Steczkowska nie przełamała złej passy na Eurowizji
Podczas ostatniej Eurowizji Justyna Steczkowska przerwała złą passę Polski na konkursie, wykonaniem piosenki “Gaja” zdobywając serca milionów widzów z całego kontynentu. Chociaż ostatecznie zajęła 14 miejsce, głównie przez brak przychylności ze strony jury (głosy telewidzów zapewniły jej aż 139 punktów), występ artystki śmiało można nazwać sukcesem. Jak się jednak okazuje, nie każdy docenił wyczyn piosenkarki.
W ostatnią sobotę Steczkowska zamieściła w swoich mediach społecznościowych wpis o enigmatycznej treści, w którym uderzyła w TVP za okazanie jej braku szacunku.
Brak szacunku, wykluczenie z Opola
"Telewizja Polska złamała mi serce brakiem szacunku do naszej pracy” – napisała, nie precyzując jednak, czym zawiodła ją stacja.
Dopiero wpis Bartka Fetysza, bliskiego współpracownika Steczkowskiej, rozjaśnił internautom sytuację. Jak poinformował za pośrednictwem Facebooka, artystka została wykluczona z udziału w festiwalu w Opolu – flagowej imprezie TVP. Stylista nie ukrywa, że jest oburzony decyzją zarządu stacji, którą piosenkarka od lat wspierała całym sercem. Dodał, że ujawniając szczegóły tej sprawy również ryzykuje otrzymaniem “wilczego biletu”.

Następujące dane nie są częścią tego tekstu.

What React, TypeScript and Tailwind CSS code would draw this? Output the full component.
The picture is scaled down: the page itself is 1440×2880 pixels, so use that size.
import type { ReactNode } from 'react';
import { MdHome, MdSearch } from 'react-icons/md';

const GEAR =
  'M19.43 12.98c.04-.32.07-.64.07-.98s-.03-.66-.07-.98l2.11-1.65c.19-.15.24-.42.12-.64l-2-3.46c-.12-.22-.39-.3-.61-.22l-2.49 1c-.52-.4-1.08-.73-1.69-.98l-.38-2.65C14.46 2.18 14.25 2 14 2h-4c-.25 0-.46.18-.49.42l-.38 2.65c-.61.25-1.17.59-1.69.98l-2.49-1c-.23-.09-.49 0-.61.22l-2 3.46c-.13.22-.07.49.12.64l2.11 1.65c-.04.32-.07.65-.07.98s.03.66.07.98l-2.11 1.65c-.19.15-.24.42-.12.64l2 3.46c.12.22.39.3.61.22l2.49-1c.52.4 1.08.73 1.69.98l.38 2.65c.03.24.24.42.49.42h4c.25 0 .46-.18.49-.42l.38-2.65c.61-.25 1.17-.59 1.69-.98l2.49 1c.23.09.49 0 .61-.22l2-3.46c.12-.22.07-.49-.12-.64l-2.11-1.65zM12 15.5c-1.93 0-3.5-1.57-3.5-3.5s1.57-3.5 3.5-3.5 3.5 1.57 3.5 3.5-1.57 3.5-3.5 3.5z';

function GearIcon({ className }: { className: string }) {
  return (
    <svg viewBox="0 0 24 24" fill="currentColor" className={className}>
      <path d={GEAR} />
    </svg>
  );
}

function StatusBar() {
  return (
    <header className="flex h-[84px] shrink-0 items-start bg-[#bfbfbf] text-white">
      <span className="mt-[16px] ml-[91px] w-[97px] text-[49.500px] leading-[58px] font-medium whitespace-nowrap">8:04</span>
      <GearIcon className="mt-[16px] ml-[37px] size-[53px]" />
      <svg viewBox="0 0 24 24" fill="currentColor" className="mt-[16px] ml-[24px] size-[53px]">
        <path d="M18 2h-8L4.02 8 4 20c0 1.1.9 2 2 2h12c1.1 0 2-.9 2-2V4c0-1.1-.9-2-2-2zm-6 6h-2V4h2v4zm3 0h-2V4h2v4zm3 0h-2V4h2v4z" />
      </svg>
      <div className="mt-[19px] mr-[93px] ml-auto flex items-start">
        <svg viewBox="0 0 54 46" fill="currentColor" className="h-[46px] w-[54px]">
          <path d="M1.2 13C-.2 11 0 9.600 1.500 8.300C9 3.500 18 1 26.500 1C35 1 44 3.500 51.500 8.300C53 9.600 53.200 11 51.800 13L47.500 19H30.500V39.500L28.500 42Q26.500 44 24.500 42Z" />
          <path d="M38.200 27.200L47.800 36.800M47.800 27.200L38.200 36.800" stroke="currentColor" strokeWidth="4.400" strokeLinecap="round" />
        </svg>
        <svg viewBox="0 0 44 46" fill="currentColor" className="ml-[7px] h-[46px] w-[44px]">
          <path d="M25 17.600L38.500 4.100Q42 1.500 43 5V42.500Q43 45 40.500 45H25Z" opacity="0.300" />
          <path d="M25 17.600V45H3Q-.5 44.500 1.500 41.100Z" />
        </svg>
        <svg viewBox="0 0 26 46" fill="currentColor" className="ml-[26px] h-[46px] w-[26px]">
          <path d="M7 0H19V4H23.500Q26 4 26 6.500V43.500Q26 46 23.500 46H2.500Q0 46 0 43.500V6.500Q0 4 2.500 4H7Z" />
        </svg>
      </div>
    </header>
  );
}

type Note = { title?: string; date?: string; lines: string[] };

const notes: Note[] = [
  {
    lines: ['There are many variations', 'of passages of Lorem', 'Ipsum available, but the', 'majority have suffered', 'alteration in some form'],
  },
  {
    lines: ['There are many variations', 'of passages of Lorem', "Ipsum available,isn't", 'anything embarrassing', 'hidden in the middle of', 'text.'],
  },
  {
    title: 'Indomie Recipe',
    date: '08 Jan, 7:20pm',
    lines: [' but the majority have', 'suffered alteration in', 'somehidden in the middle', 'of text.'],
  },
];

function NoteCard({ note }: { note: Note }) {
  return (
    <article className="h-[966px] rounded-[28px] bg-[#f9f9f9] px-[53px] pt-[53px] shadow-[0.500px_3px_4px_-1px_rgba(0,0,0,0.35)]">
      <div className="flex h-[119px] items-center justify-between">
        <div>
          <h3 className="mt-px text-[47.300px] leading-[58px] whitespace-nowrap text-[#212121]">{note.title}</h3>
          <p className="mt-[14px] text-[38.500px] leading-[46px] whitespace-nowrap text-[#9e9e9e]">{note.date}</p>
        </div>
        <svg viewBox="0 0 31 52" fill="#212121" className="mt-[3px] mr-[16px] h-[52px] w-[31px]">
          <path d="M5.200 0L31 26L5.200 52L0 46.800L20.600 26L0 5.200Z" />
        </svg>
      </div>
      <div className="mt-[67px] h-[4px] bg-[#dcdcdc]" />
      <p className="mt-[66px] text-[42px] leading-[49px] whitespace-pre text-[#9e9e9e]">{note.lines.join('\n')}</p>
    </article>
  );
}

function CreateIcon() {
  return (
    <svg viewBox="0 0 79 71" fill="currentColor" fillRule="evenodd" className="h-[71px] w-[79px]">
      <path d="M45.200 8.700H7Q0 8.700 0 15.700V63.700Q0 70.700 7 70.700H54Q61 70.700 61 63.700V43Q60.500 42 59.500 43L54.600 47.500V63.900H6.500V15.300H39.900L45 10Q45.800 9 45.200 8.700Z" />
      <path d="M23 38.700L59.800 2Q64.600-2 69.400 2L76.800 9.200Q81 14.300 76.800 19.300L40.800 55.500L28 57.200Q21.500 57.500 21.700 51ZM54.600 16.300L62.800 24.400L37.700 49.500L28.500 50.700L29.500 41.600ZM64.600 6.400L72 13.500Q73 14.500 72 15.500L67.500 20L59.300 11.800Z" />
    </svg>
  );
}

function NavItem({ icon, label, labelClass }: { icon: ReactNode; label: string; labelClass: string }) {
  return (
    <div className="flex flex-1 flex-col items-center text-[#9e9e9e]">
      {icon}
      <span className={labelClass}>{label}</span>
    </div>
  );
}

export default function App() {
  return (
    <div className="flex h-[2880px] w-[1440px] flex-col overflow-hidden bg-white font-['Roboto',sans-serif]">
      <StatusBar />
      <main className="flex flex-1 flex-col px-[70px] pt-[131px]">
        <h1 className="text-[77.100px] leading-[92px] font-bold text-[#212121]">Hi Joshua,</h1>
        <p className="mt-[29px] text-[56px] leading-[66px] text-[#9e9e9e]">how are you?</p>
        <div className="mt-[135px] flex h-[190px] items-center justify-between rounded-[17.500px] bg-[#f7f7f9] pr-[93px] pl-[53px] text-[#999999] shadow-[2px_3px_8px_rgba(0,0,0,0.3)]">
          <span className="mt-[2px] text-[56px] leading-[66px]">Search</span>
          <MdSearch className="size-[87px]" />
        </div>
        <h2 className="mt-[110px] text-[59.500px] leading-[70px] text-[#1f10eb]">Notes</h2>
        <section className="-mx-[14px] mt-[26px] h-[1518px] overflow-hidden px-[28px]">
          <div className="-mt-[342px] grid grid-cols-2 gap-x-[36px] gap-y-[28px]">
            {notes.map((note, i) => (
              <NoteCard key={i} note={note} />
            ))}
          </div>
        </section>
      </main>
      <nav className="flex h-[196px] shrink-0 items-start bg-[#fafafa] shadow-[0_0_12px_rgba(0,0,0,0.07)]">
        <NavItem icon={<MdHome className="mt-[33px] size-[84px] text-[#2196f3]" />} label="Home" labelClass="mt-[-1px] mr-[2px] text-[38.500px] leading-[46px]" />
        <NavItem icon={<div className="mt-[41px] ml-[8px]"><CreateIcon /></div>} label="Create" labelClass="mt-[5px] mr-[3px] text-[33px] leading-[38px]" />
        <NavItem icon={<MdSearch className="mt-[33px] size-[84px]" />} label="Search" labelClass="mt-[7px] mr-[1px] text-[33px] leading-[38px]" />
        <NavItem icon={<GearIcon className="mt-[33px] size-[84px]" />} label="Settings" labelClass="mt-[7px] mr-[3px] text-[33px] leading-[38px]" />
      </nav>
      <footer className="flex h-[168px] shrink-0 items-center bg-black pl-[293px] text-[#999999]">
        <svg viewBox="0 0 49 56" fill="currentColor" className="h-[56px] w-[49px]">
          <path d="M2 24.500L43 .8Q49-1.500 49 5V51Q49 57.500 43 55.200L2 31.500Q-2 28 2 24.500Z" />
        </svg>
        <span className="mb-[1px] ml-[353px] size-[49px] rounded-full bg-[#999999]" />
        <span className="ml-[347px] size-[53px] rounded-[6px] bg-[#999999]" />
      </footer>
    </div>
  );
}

“Moje morale nie pozwalają mi milczeć w takiej sytuacji, chociaż zdaję sobie sprawę z tego, że może w przyszłości TVP nie zaprosi mnie do ponownej współpracy. Chciałbym wiedzieć, jakim cudem, Artystka, która poświęciła tyle czasu i energii na dowiezienie takiego show, nie jest głównym i najjaśniejszym punktem tego festiwalu? Sorry not sorry, tym roku to Justyna zjednała tysiące Polaków i brak zaproszenia jej do Opola to potwarz dla jej profesjonalizmu, pracowitości i włożonego serca w eurowizyjny projekt. Dla mnie szczyt bezczelności, bo zamiast należnej jej korony otrzymała wilczy bilet i to woła o pomstę do… Ano właśnie, do kogo? Bo ktoś za tą decyzją stoi” – napisał współpracownik Steczkowskiej.